## TASK DESCRIPTION
Write out again, exactly as they appear, the lines from the line with "Clone this screenshot in Tailwind CSS." through the line with "text-black font-['Noto_Sans_CJK_KR',sans-serif] break-keep". Do not include any pictures.

- - - - - - -

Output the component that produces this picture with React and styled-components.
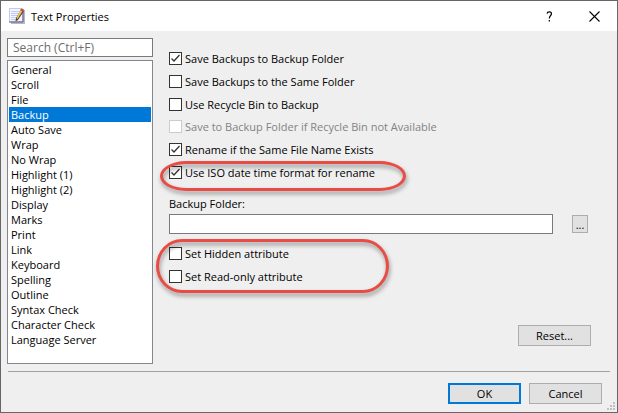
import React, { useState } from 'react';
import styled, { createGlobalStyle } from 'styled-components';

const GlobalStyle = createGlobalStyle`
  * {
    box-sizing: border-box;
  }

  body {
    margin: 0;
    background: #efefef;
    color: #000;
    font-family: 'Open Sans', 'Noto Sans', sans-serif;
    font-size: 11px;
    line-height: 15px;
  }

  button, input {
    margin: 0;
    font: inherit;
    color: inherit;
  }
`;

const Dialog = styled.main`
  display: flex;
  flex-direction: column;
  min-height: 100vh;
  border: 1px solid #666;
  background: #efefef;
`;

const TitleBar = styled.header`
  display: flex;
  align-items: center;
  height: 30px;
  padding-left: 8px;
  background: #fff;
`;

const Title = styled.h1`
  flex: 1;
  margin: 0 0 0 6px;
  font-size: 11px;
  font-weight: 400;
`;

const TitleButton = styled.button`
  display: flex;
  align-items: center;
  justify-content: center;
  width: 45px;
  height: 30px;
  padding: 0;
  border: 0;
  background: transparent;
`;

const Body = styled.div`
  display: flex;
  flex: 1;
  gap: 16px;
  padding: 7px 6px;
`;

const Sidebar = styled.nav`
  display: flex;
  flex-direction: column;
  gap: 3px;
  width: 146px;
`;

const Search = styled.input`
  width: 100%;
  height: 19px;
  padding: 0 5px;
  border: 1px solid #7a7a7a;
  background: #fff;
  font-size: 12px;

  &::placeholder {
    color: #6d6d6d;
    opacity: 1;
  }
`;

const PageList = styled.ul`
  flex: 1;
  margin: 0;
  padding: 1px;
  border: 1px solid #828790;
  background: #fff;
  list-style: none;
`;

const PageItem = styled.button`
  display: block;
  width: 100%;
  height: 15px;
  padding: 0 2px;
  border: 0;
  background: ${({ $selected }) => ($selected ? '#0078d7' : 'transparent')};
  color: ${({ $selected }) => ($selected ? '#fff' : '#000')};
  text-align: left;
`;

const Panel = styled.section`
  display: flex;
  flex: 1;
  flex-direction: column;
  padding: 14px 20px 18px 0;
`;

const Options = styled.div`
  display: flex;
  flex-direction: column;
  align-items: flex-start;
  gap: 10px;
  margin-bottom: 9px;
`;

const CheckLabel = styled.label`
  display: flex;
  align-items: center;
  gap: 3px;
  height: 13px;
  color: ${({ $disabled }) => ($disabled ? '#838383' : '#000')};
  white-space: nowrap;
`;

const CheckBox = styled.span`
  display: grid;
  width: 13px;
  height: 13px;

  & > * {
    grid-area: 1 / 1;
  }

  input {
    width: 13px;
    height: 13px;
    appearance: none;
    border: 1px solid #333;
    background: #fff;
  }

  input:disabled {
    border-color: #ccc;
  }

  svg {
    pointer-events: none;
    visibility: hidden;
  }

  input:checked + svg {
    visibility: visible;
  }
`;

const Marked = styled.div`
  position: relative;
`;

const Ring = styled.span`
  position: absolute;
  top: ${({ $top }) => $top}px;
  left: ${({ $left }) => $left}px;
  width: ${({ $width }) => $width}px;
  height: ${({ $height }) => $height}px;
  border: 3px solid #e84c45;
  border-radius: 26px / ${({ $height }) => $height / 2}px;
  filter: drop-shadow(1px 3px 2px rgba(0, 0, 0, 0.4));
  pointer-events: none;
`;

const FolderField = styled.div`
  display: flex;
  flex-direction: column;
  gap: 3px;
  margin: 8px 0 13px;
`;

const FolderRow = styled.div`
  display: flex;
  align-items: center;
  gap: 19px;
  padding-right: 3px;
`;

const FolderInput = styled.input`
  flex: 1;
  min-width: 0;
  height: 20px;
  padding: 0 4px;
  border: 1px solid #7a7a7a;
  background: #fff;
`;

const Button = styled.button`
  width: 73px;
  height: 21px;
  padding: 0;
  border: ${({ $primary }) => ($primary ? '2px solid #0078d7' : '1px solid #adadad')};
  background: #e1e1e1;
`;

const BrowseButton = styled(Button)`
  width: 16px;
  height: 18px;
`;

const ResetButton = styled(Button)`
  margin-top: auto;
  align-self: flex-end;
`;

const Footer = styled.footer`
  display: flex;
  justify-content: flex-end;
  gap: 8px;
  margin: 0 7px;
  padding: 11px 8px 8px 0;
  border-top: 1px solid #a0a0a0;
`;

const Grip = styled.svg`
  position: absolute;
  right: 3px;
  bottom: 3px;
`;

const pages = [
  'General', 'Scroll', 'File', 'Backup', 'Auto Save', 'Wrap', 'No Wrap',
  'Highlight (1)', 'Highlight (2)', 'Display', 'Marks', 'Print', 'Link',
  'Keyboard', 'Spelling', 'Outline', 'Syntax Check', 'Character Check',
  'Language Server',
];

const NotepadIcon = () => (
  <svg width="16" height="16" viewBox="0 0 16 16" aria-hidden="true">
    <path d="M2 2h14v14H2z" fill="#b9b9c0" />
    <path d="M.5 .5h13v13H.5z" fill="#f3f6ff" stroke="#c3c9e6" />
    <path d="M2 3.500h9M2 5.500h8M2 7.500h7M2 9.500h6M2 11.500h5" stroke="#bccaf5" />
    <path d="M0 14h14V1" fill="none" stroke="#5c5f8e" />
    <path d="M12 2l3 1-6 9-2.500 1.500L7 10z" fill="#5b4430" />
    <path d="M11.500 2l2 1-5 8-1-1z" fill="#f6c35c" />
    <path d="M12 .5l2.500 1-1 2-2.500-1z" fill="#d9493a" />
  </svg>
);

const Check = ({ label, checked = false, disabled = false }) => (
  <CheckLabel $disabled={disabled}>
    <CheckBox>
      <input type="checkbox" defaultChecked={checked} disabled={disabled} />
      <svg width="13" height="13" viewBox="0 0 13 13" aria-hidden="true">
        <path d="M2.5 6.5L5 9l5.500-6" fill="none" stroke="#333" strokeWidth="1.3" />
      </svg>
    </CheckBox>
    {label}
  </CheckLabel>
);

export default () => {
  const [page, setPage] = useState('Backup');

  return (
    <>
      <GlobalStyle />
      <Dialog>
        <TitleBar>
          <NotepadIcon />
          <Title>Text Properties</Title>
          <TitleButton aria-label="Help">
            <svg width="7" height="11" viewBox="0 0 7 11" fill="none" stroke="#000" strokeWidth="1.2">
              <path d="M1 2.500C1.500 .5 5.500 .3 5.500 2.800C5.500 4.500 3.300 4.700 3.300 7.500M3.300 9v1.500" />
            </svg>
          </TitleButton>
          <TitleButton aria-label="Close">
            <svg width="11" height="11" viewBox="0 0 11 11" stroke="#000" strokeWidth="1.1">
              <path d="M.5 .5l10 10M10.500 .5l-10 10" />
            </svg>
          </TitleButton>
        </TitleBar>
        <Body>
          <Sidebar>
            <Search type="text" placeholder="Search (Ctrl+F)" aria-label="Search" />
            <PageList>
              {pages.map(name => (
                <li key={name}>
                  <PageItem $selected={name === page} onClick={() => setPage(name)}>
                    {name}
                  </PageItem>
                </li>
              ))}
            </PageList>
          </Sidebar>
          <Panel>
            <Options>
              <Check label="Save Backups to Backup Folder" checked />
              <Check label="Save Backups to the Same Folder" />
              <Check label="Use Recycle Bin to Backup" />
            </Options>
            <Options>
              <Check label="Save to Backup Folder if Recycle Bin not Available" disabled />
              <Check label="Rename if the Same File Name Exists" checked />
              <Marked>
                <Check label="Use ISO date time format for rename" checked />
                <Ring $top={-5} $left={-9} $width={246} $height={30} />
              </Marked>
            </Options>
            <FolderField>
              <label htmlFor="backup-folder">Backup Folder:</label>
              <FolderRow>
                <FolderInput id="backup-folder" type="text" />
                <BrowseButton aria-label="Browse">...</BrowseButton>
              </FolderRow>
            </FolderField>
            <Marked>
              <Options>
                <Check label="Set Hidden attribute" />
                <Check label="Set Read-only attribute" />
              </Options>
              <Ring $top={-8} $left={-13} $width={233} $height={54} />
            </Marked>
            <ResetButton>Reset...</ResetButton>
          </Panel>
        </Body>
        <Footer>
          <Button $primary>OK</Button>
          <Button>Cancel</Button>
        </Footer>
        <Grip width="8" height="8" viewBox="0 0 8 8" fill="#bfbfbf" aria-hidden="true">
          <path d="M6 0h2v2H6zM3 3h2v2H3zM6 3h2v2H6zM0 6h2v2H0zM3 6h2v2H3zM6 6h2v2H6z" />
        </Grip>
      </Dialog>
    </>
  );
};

- - - - - - -

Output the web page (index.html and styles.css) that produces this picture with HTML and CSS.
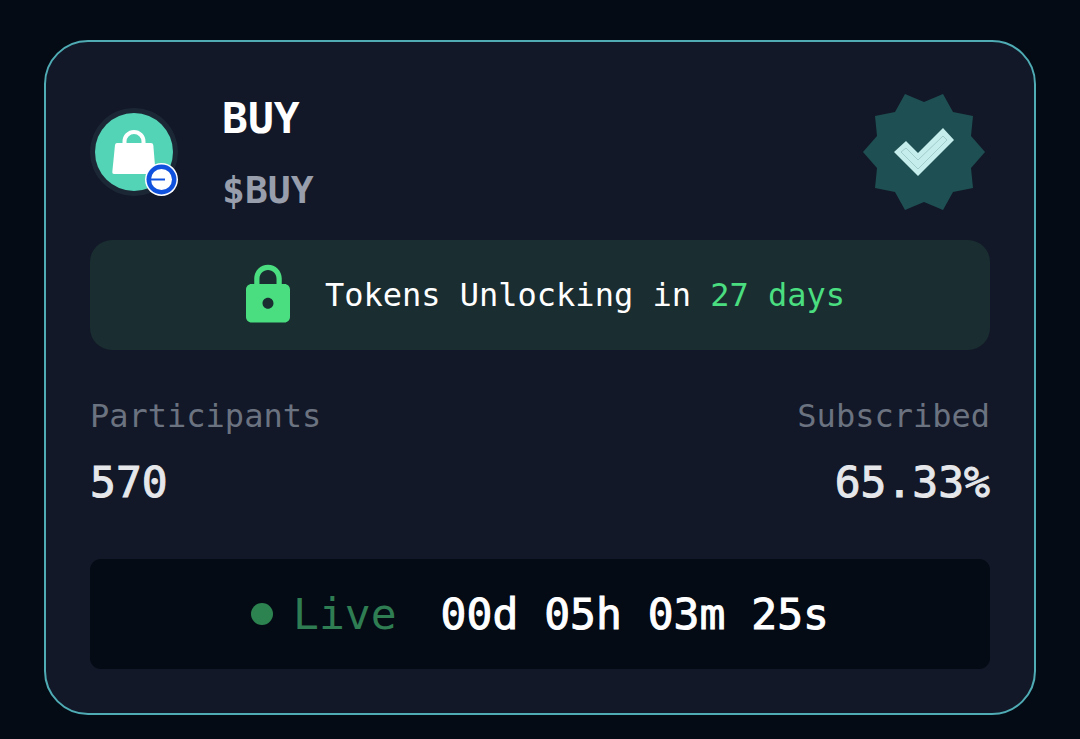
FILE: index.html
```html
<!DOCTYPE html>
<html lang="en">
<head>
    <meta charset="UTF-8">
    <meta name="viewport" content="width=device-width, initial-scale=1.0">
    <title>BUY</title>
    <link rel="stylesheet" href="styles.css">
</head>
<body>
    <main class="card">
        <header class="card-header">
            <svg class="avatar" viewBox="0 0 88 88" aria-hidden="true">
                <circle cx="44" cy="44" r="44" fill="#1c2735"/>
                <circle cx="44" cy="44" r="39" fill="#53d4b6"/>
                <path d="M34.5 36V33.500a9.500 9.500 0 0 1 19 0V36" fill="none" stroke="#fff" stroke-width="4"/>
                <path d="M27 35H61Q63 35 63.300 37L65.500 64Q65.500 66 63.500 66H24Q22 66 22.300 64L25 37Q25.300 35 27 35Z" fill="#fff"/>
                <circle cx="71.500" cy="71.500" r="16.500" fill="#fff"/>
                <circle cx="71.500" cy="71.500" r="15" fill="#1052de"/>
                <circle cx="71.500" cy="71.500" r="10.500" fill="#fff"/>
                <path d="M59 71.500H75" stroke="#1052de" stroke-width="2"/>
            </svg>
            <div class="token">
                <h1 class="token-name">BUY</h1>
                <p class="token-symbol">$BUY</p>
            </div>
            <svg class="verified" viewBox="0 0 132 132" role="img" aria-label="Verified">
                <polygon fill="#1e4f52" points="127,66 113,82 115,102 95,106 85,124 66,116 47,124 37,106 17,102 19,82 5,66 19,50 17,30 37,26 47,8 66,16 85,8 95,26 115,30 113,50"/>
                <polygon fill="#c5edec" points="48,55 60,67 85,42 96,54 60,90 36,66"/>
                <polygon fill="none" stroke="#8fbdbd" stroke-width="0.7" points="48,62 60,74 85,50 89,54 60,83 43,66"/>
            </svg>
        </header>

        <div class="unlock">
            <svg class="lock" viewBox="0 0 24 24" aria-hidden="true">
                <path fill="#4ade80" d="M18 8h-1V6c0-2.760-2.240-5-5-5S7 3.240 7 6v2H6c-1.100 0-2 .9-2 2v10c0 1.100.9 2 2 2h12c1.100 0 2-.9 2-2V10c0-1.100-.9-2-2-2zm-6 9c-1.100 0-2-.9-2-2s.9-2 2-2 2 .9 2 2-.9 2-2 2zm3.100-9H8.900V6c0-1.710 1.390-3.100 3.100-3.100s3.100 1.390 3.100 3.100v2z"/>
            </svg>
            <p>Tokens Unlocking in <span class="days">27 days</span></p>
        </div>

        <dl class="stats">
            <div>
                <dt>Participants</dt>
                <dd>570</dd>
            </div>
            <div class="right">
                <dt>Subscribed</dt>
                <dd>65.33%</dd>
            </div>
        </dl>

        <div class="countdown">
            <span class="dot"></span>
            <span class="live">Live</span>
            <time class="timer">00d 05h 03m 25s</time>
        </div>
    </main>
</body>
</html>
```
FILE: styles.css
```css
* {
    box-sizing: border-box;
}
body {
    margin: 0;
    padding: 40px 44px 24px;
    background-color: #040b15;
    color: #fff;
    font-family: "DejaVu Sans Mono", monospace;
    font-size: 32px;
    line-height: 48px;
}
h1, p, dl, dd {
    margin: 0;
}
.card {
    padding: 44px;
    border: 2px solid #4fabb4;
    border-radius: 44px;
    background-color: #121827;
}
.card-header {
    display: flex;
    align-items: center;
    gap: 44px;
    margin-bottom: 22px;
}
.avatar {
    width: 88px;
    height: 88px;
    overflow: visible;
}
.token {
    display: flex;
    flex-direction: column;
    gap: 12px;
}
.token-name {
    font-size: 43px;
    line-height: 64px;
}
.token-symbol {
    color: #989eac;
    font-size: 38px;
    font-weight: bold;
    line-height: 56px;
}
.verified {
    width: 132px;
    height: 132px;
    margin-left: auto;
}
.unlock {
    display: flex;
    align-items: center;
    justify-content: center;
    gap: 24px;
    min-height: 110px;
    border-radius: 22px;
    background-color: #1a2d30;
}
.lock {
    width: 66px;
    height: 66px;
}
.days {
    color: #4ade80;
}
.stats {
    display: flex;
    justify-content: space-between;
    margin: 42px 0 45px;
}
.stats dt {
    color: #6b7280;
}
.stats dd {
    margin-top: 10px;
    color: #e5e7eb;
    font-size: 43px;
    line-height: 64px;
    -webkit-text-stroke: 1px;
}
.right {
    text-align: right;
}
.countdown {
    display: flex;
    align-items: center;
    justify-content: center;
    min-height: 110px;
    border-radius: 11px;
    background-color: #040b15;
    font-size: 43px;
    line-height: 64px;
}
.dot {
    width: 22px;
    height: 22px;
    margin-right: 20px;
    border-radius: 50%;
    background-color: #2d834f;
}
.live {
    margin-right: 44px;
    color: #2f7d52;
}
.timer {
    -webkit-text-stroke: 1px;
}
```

- - - - - - -

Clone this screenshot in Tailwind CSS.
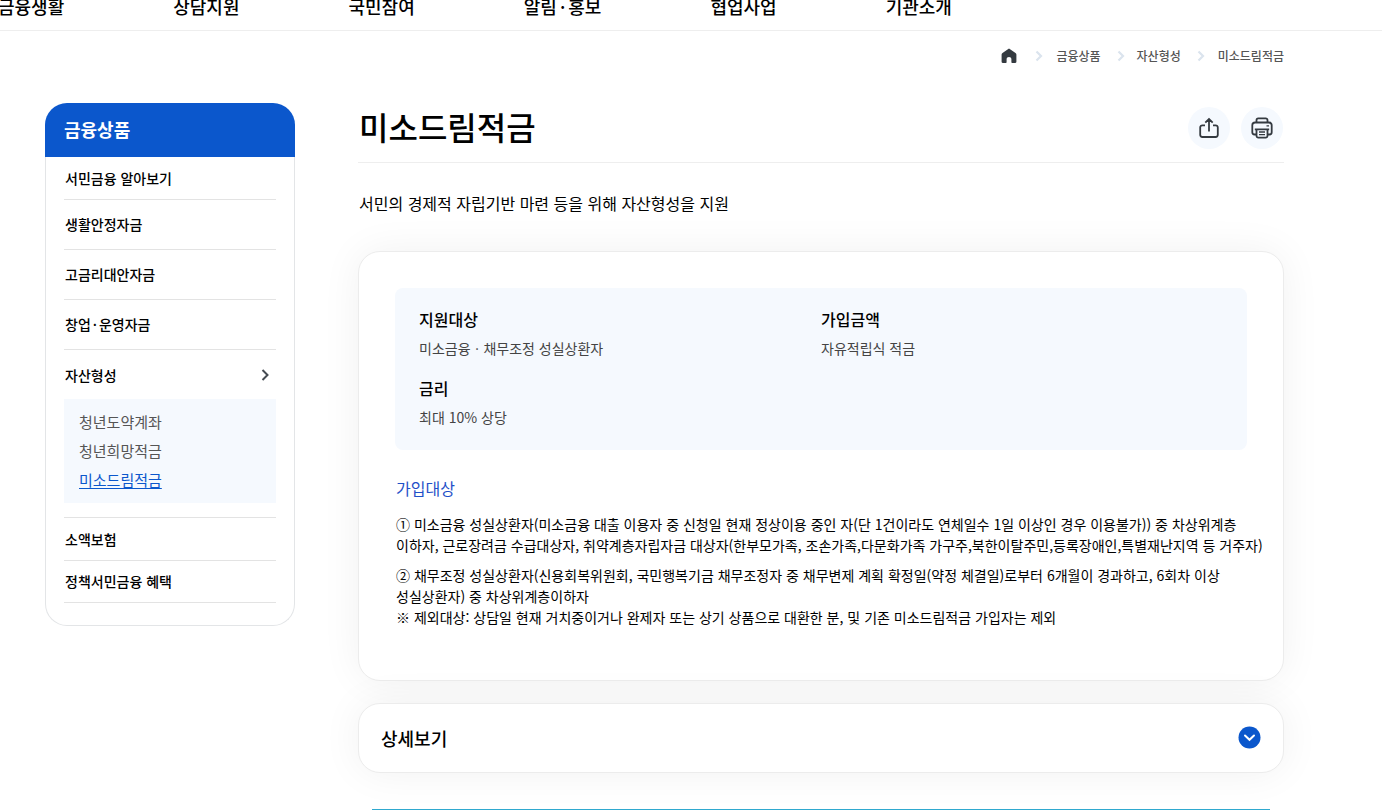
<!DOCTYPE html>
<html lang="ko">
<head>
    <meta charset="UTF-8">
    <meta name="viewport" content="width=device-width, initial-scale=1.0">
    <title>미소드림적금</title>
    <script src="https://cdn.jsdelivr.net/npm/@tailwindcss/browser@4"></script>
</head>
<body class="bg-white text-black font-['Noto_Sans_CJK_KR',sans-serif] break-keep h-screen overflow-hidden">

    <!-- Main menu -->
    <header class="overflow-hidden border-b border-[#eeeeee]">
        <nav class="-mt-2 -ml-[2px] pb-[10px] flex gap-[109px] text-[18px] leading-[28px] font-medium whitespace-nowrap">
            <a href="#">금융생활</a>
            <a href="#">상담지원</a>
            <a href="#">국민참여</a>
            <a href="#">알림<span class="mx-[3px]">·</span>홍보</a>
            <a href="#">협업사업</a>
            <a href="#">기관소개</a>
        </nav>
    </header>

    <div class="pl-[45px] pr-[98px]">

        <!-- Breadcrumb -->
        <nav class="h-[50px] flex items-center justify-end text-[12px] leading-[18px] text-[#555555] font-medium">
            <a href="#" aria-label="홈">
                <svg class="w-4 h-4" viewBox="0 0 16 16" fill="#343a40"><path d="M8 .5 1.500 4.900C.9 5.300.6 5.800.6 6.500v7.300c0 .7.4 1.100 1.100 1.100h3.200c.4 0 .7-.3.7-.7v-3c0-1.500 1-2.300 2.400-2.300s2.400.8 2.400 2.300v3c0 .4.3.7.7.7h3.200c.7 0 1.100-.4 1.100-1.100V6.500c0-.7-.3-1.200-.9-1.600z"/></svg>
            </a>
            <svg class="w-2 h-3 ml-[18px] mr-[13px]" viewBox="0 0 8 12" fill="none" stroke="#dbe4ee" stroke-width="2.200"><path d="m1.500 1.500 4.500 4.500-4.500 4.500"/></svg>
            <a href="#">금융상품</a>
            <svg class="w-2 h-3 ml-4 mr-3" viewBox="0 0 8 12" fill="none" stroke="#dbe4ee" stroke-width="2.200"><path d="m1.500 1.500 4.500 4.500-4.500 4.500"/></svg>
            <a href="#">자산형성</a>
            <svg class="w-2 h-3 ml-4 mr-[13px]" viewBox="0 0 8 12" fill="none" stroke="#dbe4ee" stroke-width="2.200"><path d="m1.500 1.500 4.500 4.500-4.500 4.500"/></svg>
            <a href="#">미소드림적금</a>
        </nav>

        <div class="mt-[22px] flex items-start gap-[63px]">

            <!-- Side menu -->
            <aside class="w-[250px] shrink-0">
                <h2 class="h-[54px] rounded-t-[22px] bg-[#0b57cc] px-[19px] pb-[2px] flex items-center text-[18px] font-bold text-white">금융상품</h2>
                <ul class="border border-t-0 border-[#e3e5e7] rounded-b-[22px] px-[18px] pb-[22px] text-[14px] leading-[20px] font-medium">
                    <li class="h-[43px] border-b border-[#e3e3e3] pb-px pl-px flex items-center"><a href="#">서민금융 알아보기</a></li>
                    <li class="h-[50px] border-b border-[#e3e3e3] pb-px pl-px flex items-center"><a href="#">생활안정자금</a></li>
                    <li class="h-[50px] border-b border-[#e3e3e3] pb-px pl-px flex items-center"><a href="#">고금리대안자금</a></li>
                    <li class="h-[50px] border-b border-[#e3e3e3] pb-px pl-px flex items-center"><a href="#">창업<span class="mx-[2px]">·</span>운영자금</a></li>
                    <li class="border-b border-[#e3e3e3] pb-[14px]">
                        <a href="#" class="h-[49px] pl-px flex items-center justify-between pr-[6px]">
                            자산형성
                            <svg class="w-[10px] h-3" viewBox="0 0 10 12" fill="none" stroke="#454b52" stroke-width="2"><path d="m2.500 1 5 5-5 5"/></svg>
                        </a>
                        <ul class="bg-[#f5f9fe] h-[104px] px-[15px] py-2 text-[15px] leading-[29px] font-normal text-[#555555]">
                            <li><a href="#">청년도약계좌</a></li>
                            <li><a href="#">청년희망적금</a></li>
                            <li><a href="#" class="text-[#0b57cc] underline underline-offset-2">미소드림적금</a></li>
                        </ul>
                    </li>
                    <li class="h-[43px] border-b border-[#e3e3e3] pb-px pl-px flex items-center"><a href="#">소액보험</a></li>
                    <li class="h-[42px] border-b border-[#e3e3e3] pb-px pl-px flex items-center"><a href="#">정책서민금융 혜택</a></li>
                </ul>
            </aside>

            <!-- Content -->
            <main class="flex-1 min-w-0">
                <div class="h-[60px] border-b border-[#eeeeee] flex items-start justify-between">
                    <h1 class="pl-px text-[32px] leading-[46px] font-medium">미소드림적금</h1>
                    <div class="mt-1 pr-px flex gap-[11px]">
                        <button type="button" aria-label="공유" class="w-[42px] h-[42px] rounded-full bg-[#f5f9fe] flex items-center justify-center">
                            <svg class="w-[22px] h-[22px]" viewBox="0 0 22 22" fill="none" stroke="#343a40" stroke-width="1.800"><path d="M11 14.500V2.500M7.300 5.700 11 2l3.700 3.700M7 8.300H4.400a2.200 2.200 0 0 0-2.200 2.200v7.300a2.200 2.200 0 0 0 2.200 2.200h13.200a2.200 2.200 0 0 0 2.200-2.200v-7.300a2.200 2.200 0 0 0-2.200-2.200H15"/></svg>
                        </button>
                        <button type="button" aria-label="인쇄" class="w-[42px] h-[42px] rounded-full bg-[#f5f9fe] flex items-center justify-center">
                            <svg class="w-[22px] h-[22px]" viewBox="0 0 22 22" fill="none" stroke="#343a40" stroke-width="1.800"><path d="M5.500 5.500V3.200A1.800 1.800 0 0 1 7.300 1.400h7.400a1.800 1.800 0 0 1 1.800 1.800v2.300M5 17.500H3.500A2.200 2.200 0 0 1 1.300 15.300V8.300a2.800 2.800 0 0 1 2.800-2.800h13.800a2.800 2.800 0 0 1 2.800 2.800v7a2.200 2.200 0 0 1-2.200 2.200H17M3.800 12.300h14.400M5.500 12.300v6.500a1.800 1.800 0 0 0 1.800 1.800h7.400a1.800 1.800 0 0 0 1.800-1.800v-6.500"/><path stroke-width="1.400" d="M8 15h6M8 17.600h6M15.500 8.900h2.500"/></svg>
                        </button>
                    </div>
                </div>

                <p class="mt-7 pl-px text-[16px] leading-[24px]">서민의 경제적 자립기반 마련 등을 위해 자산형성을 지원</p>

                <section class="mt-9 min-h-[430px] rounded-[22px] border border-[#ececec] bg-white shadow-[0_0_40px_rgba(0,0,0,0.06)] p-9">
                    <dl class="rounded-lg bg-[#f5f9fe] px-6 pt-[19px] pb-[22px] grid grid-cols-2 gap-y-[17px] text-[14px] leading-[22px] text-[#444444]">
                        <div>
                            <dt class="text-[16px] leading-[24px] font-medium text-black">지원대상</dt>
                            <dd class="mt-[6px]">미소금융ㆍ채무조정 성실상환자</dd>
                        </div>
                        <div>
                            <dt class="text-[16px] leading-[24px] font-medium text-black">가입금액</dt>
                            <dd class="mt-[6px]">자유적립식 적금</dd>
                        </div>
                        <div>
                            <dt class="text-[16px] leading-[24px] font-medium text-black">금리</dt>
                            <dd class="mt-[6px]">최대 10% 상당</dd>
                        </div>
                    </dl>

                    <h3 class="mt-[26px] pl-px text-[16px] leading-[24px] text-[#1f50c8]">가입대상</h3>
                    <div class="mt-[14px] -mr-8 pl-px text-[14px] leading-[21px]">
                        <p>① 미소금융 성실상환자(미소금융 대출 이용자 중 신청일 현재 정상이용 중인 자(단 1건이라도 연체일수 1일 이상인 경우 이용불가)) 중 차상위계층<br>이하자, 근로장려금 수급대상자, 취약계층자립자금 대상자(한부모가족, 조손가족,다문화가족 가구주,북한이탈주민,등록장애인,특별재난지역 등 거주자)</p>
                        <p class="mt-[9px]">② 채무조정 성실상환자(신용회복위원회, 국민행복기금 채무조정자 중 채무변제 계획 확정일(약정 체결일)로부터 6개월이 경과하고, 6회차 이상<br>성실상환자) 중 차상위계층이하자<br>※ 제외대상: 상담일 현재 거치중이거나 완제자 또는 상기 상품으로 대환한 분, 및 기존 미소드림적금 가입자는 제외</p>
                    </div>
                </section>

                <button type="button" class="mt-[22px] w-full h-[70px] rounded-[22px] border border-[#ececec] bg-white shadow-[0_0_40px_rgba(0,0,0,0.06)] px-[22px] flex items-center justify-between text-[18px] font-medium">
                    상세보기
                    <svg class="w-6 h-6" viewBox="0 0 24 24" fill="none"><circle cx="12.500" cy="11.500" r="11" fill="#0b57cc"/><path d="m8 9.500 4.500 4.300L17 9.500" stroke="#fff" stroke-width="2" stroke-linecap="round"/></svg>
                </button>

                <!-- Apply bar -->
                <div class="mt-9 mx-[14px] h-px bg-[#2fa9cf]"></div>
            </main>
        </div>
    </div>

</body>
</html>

- - - - - - -

## SOLUTION TO THIS EXERCISE
Clone this screenshot in Tailwind CSS.
<!DOCTYPE html>
<html lang="ko">
<head>
    <meta charset="UTF-8">
    <meta name="viewport" content="width=device-width, initial-scale=1.0">
    <title>미소드림적금</title>
    <script src="https://cdn.jsdelivr.net/npm/@tailwindcss/browser@4"></script>
</head>
<body class="bg-white text-black font-['Noto_Sans_CJK_KR',sans-serif] break-keep h-screen overflow-hidden">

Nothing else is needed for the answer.